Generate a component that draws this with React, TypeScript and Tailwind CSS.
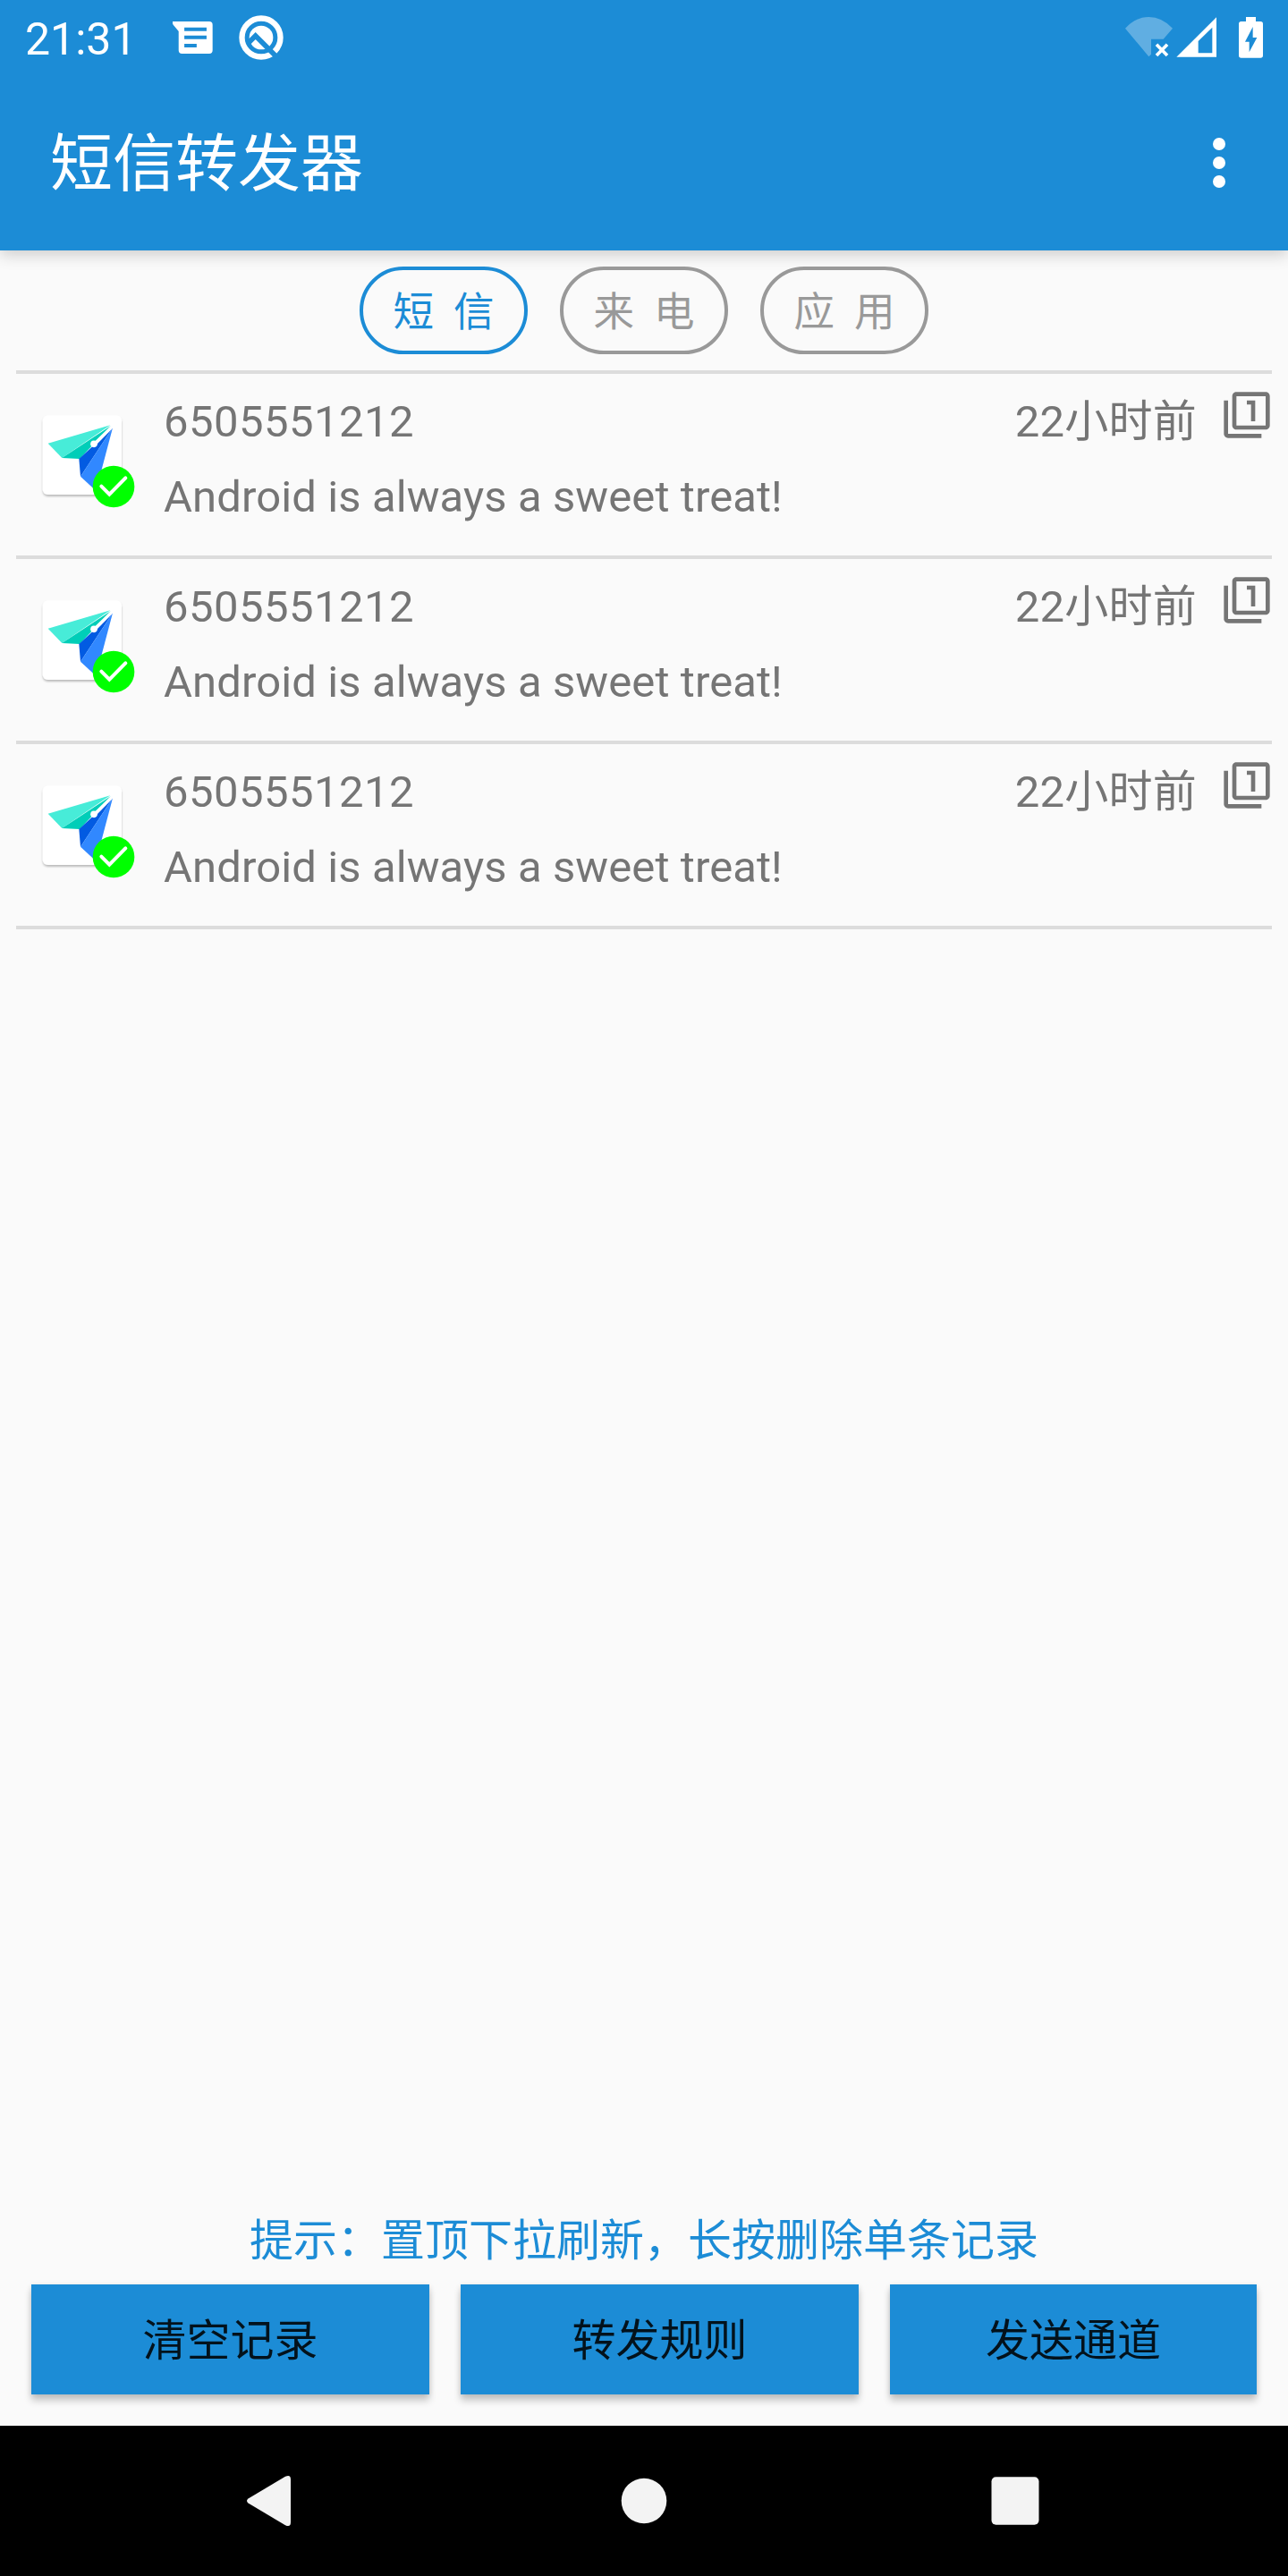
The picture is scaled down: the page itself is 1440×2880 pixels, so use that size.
const FONT = "font-['Roboto','Noto_Sans_CJK_SC',sans-serif]";

function MessageIcon() {
  return (
    <svg className="ml-[40px] h-[36px] w-[45px]" viewBox="580 73 134 107" preserveAspectRatio="none" fill="#fff">
      <path
        fillRule="evenodd"
        d="M580 73H702Q713 73 713 84V169Q713 180 702 180H611Q600 180 600 169V106L582 84Q577 76 580 73ZM619 93V105H693V93ZM619 120V132H693V120ZM619 147V159H660V147Z"
      />
    </svg>
  );
}

function QIcon() {
  return (
    <svg className="ml-[29px] h-[50px] w-[50px]" viewBox="802 51 150 150" fill="none">
      <circle cx="877" cy="126" r="64.5" stroke="#fff" strokeWidth="19" />
      <circle cx="877" cy="126" r="40" fill="#fff" />
      <path d="M832 146L858 120L940 202" stroke="#1c8cd6" strokeWidth="17" />
    </svg>
  );
}

function StatusIcons() {
  return (
    <svg className="h-[84px] w-[160px]" viewBox="165 0 480 252" fill="#fff">
      <path opacity=".3" d="M174 95Q209 57 253 57T333 95L302 131H261V182L253 190Z" />
      <path d="M279 149L315 186M315 149L279 186" stroke="#fff" strokeWidth="11" />
      <path fillRule="evenodd" d="M346 191L480 58V191ZM419 178H466V92L419 138Z" />
      <path
        fillRule="evenodd"
        d="M579 57H612V72H628Q636 72 636 80V186Q636 194 628 194H563Q555 194 555 186V80Q555 72 563 72H579ZM602 90L576 140H590V175L616 126H602Z"
      />
    </svg>
  );
}

function PlaneIcon() {
  return (
    <svg className="h-[130px] w-[140px]" viewBox="0 0 420 390">
      <defs>
        <filter id="card" x="-10%" y="-10%" width="120%" height="125%">
          <feDropShadow dx="0" dy="6" stdDeviation="3.5" floodColor="#000" floodOpacity=".25" />
        </filter>
      </defs>
      <rect x="53" y="43" width="265" height="266" rx="18" fill="#fff" filter="url(#card)" />
      <path d="M71 137L280 76L118 186Z" fill="#47ecd8" />
      <path d="M118 186L282 78L177 189Z" fill="#00ceb8" />
      <path d="M175 189L288 85L180 248Z" fill="#025be2" />
      <path d="M180 248L288 85L232 296Z" fill="#3188ff" />
      <path d="M221 137L282 78L288 86L231 144Z" fill="#fff" />
      <circle cx="225" cy="139" r="11.5" fill="#fff" />
      <circle cx="291" cy="282" r="70" fill="#0f0" />
      <path d="M250 281L277 308L331 253" fill="none" stroke="#fff" strokeWidth="12" strokeLinecap="round" />
    </svg>
  );
}

function SimOneIcon() {
  return (
    <svg className="mt-[18px] ml-[28px] h-14 w-14 shrink-0" viewBox="0 0 24 24" fill="#757575">
      <path d="M3 5H1v16c0 1.1.9 2 2 2h16v-2H3V5zm11 10h2V5h-4v2h2v8zm7-14H7c-1.1 0-2 .9-2 2v14c0 1.1.9 2 2 2h14c1.1 0 2-.9 2-2V3c0-1.1-.9-2-2-2zm0 16H7V3h14v14z" />
    </svg>
  );
}

const tabs = [
  { chars: ["短", "信"], active: true },
  { chars: ["来", "电"], active: false },
  { chars: ["应", "用"], active: false },
];

const records = [1, 2, 3].map((id) => ({
  id,
  from: "6505551212",
  content: "Android is always a sweet treat!",
  time: "22小时前",
}));

const actions = [
  { label: "清空记录", width: "w-[445px]" },
  { label: "转发规则", width: "w-[445px]" },
  { label: "发送通道", width: "w-[410px]" },
];

export default function App() {
  return (
    <div className={`flex h-[2880px] w-[1440px] flex-col overflow-hidden bg-[#fafafa] text-[49px] leading-[58px] ${FONT}`}>
      <header className="h-[280px] shrink-0 bg-[#1c8cd6] text-white shadow-[0_5px_16px_rgba(0,0,0,0.18)]">
        <div className="flex h-[84px] items-center justify-between pr-[25px] pl-[28px]">
          <div className="flex items-center">
            <span className="pt-[3px] text-[50px]">21:31</span>
            <MessageIcon />
            <QIcon />
          </div>
          <StatusIcons />
        </div>
        <div className="flex h-[196px] items-center justify-between pr-[70px] pl-[56px]">
          <h1 className="pt-1 text-[70px] leading-[82px]">短信转发器</h1>
          <div className="flex flex-col gap-[7px]">
            <i className="size-[14px] rounded-full bg-white" />
            <i className="size-[14px] rounded-full bg-white" />
            <i className="size-[14px] rounded-full bg-white" />
          </div>
        </div>
      </header>

      <nav className="flex shrink-0 justify-center gap-9 pt-[18px] pb-[18px]">
        {tabs.map((t) => (
          <button
            key={t.chars[0]}
            className={`flex h-[98px] w-[188px] items-center justify-center gap-[22px] rounded-full border-4 pt-[6px] text-[45.5px] leading-[54px] ${
              t.active ? "border-[#1c8cd6] text-[#1c8cd6]" : "border-[#999] text-[#999]"
            }`}
          >
            <span>{t.chars[0]}</span>
            <span>{t.chars[1]}</span>
          </button>
        ))}
      </nav>

      <main className="mx-[18px] flex-1 border-t-4 border-[#dcdcdc] text-[#757575]">
        {records.map((r) => (
          <article key={r.id} className="flex h-[207px] border-b-4 border-[#dcdcdc]">
            <div className="w-[165px] pt-[32px] pl-[12px]">
              <PlaneIcon />
            </div>
            <div className="flex flex-1 flex-col gap-[26px] pt-[25px]">
              <div className="flex justify-between">
                <span className="tracking-[0.45px]">{r.from}</span>
                <span className="tracking-[0.25px]">{r.time}</span>
              </div>
              <p className="tracking-[0.1px]">{r.content}</p>
            </div>
            <SimOneIcon />
          </article>
        ))}
      </main>

      <p className="shrink-0 pb-[19px] text-center text-[#1c8cd6]">提示：置顶下拉刷新，长按删除单条记录</p>
      <div className="mb-[35px] flex shrink-0 gap-[35px] px-[35px]">
        {actions.map((a) => (
          <button
            key={a.label}
            className={`h-[123px] bg-[#1c8cd6] pt-1 text-black/87 shadow-[0_7px_8px_rgba(0,0,0,0.2),0_1px_6px_rgba(0,0,0,0.1)] ${a.width}`}
          >
            {a.label}
          </button>
        ))}
      </div>

      <footer className="h-[168px] shrink-0 bg-black">
        <svg className="h-[168px] w-[1440px]" viewBox="0 2712 1440 168" fill="#f3f3f3">
          <path d="M277.500 2793.500L319 2768.800Q325 2766 325 2772V2820Q325 2826 319 2823.200L277.500 2798.500Q274.500 2796 277.500 2793.500Z" />
          <circle cx="720" cy="2796" r="25.300" />
          <rect x="1108.500" y="2769.300" width="53" height="53.500" rx="5" />
        </svg>
      </footer>
    </div>
  );
}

*Instructions to follow*.
Copy out every line in the listing where the word "that" appears.

*Response*.
Generate a component that draws this with React, TypeScript and Tailwind CSS.
The picture is scaled down: the page itself is 1440×2880 pixels, so use that size.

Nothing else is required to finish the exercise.